On the other hand, if markets are in extreme turmoil, and stocks and commodities are both collapsing, gold may get sucked into the overall commodity market collapse and no longer offer safe haven status. On such occasions, the USD has proven to be the most effective safe haven asset and is considered the currency of last resort, followed by the Swiss franc (CHF) and the Japanese yen (JPY).
In the charts below, we can see that both gold and the US dollar (as shown by the US dollar index) strengthened on the back of US interest rate hikes by the Fed, and a slide in the US stock market, leading investors to seek refuge in the two safe haven assets. But the US dollar has recently moved lower on fears of a US recession in 2023 and the anticipated end of aggressive rate hikes by the Fed. Meanwhile, gold has remained elevated due to recession fears and general stock market weakness.
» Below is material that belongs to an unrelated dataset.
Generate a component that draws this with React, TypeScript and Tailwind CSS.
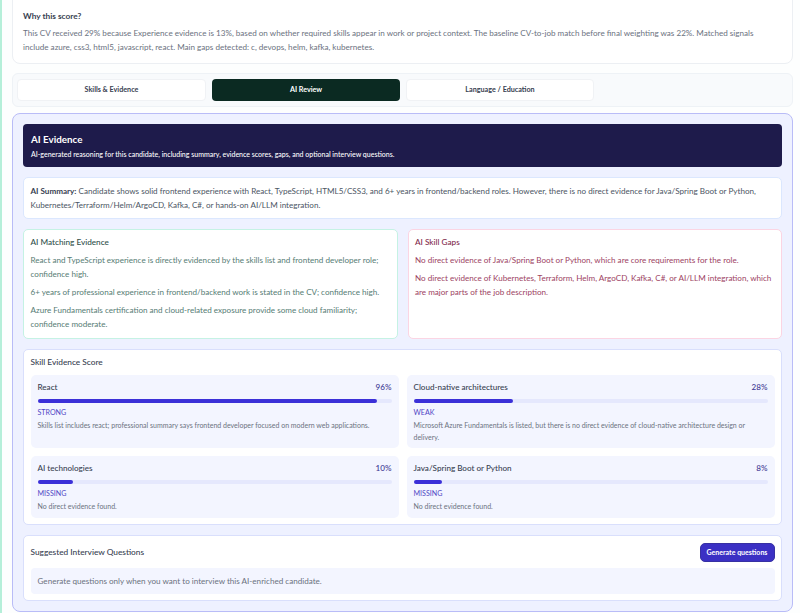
const font = { fontFamily: 'Lato, "Noto Sans", sans-serif' };

const skills = [
  {
    name: "React",
    score: 96,
    level: "STRONG",
    note: "Skills list includes react; professional summary says frontend developer focused on modern web applications.",
  },
  {
    name: "Cloud-native architectures",
    score: 28,
    level: "WEAK",
    note: "Microsoft Azure Fundamentals is listed, but there is no direct evidence of cloud-native architecture design or delivery.",
  },
  { name: "AI technologies", score: 10, level: "MISSING", note: "No direct evidence found." },
  { name: "Java/Spring Boot or Python", score: 8, level: "MISSING", note: "No direct evidence found." },
];

function SkillCard({ name, score, level, note }: { name: string; score: number; level: string; note: string }) {
  return (
    <div className="rounded-[5px] bg-[#f3f5ff] px-[7px] pt-[6px] pb-[7px]">
      <div className="flex justify-between text-[8.1px] leading-[13px]">
        <span className="font-medium text-[#374151]">{name}</span>
        <span className="font-medium text-[#3f3a94]">{score}%</span>
      </div>
      <div className="mt-[5px] h-[4px] rounded-full bg-[#e5e8fd]">
        <div className="h-full rounded-full bg-[#3b30d8]" style={{ width: `${score}%` }} />
      </div>
      <div className="mt-[3px] text-[7.1px] leading-[13px] text-[#4f46c5]">{level}</div>
      <p className="pr-[6px] text-[7px] leading-[12px] text-[#6b7280]">{note}</p>
    </div>
  );
}

export default function App() {
  return (
    <div style={font} className="h-[613px] overflow-hidden border-l-2 border-[#b5efd9] bg-[#fdfefe] pr-[7px] pl-[10px]">
      <section className="-mt-px h-[65px] rounded-b-[8px] border border-[#eceff3] bg-white pt-[10px] pr-[14px] pl-[10px]">
        <h3 className="text-[8.3px] leading-[13px] font-bold text-[#374151]">Why this score?</h3>
        <p className="mt-[4px] text-[8.1px] leading-[13.6px] text-[#6b7280]">
          This CV received 29% because Experience evidence is 13%, based on whether required skills appear in work or
          project context. The baseline CV-to-job match before final weighting was 22%. Matched signals include azure,
          css3, html5, javascript, react. Main gaps detected: c, devops, helm, kafka, kubernetes.
        </p>
      </section>

      <nav className="mt-[9px] flex h-[34px] gap-[6px] rounded-[6px] border border-[#eef2f6] bg-[#f8fafc] px-[4px] py-[5px]">
        <button className="w-[189px] rounded-[4px] border border-[#f0f2f5] bg-white pt-px text-[7.2px] font-bold text-[#374151]">
          Skills &amp; Evidence
        </button>
        <button className="w-[188px] rounded-[4px] bg-[#0b2a22] pt-px text-[7.2px] font-bold text-white">AI Review</button>
        <button className="w-[188px] rounded-[4px] border border-[#f0f2f5] bg-white pt-px text-[7.2px] font-bold text-[#374151]">
          Language / Education
        </button>
      </nav>

      <main className="mt-[6px] flex h-[499px] flex-col gap-[10px] rounded-[8px] border border-[#b9bcf7] bg-[#eef1ff] p-[10px]">
        <header className="h-[43px] shrink-0 rounded-[4px] bg-[#1e1b4b] px-[8px] pt-[8px] text-white">
          <h2 className="text-[9.8px] leading-[14px] font-bold">AI Evidence</h2>
          <p className="mt-[2px] text-[7px] leading-[12px] font-medium">
            AI-generated reasoning for this candidate, including summary, evidence scores, gaps, and optional interview
            questions.
          </p>
        </header>

        <section className="h-[42px] shrink-0 rounded-[5px] border border-[#dbe7fe] bg-white px-[6.5px] pt-[7px] text-[8.1px] leading-[13.6px] text-[#4b5563]">
          <strong className="font-bold text-[#374151]">AI Summary:</strong> Candidate shows solid frontend experience
          with React, TypeScript, HTML5/CSS3, and 6+ years in frontend/backend roles. However, there is no direct evidence
          for Java/Spring Boot or Python, Kubernetes/Terraform/Helm/ArgoCD, Kafka, C#, or hands-on AI/LLM integration.
        </section>

        <div className="grid h-[110px] shrink-0 grid-cols-2 gap-[10px]">
          <section className="rounded-[5px] border border-[#c5f2e4] bg-white px-[6.5px] pt-[5px] text-[8.1px] leading-[14px] text-[#567c74]">
            <h3 className="text-[8.2px] font-medium text-[#2f4f4a]">AI Matching Evidence</h3>
            <p className="mt-[4px]">
              React and TypeScript experience is directly evidenced by the skills list and frontend developer role;
              confidence high.
            </p>
            <p className="mt-[4px]">6+ years of professional experience in frontend/backend work is stated in the CV; confidence high.</p>
            <p className="mt-[4px]">
              Azure Fundamentals certification and cloud-related exposure provide some cloud familiarity; confidence
              moderate.
            </p>
          </section>
          <section className="rounded-[5px] border border-[#fbd5e3] bg-white px-[6.5px] pt-[5px] text-[8.1px] leading-[14px] text-[#9d3f63]">
            <h3 className="text-[8.2px] font-medium text-[#7f2a4c]">AI Skill Gaps</h3>
            <p className="mt-[4px]">No direct evidence of Java/Spring Boot or Python, which are core requirements for the role.</p>
            <p className="mt-[4px]">
              No direct evidence of Kubernetes, Terraform, Helm, ArgoCD, Kafka, C#, or AI/LLM integration, which are major
              parts of the job description.
            </p>
          </section>
        </div>

        <section className="h-[176px] shrink-0 rounded-[5px] border border-[#d9dffc] bg-white px-[6.5px] pt-[5px]">
          <h3 className="text-[8.3px] leading-[14px] font-medium text-[#374151]">Skill Evidence Score</h3>
          <div className="mt-[6px] grid grid-cols-2 grid-rows-[73px_62px] gap-[8px]">
            {skills.map((s) => (
              <SkillCard key={s.name} {...s} />
            ))}
          </div>
        </section>

        <section className="h-[66px] shrink-0 rounded-[5px] border border-[#d9dffc] bg-white px-[6.5px] pt-[7px]">
          <div className="flex items-center justify-between">
            <h3 className="text-[8.3px] font-medium text-[#374151]">Suggested Interview Questions</h3>
            <button className="h-[19px] w-[75px] rounded-[5px] border border-[#3730a3] bg-[#3b30c4] text-[7px] font-bold text-white">
              Generate questions
            </button>
          </div>
          <div className="mt-[6px] h-[26px] rounded-[4px] bg-[#f3f5ff] px-[7px] text-[8.1px] leading-[26px] text-[#6b7280]">
            Generate questions only when you want to interview this AI-enriched candidate.
          </div>
        </section>
      </main>
    </div>
  );
}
Is gold a good hedge against inflation?
Contrary to popular belief, gold shows only a minor correlation with inflation. Depending on current market volatility, gold can rise along with inflation, but may also decline as interest rate hikes to fight inflation are enacted.
How can I trade gold?
Most gold trading takes place on the OTC (over the counter) market, which is available on most trading platforms as a CFD. Gold can also be traded using gold ETF's, such as GLD, or by trading gold futures. By far, using gold CFD's is the most convenient and liquid market for gold.
Is gold a safe haven asset?
Yes, during periods of relatively minor volatility, investors will bid up gold by buying it as a safe haven. However, during periods of extreme volatility, gold may get hit alongside declines in the overall commodity asset class, which are considered 'risky' assets.
Should I include gold in my portfolio?
Yes, but only as a means of minor diversification. Generally speaking, any allocation to gold should be no more than 5% of your total portfolio. If you're invested in a broad range of commodities including gold, say a broad based commodity ETF, and you have a higher risk tolerance, the overall allocation could be between 5-10% of your total portfolio.
The Bottom Line
Gold, with all its mystique, is just another commodity or form of currency; there's nothing magical about it. As a safe haven asset, owning gold works relatively well in times of mild negative market volatility. But during periods of extreme turmoil, where investors are selling everything from stocks to commodities, gold can get caught up in the volatility and be sold alongside other commodities, negating it's safe haven status.
Gold is most easily traded as a CFD on most broker-based electronic trading platforms, but can also be traded using gold futures and Gold ETF's. In terms of portfolio allocation, gold should be a minor means of diversification; generally speaking, no more than 5% of a total portfolio.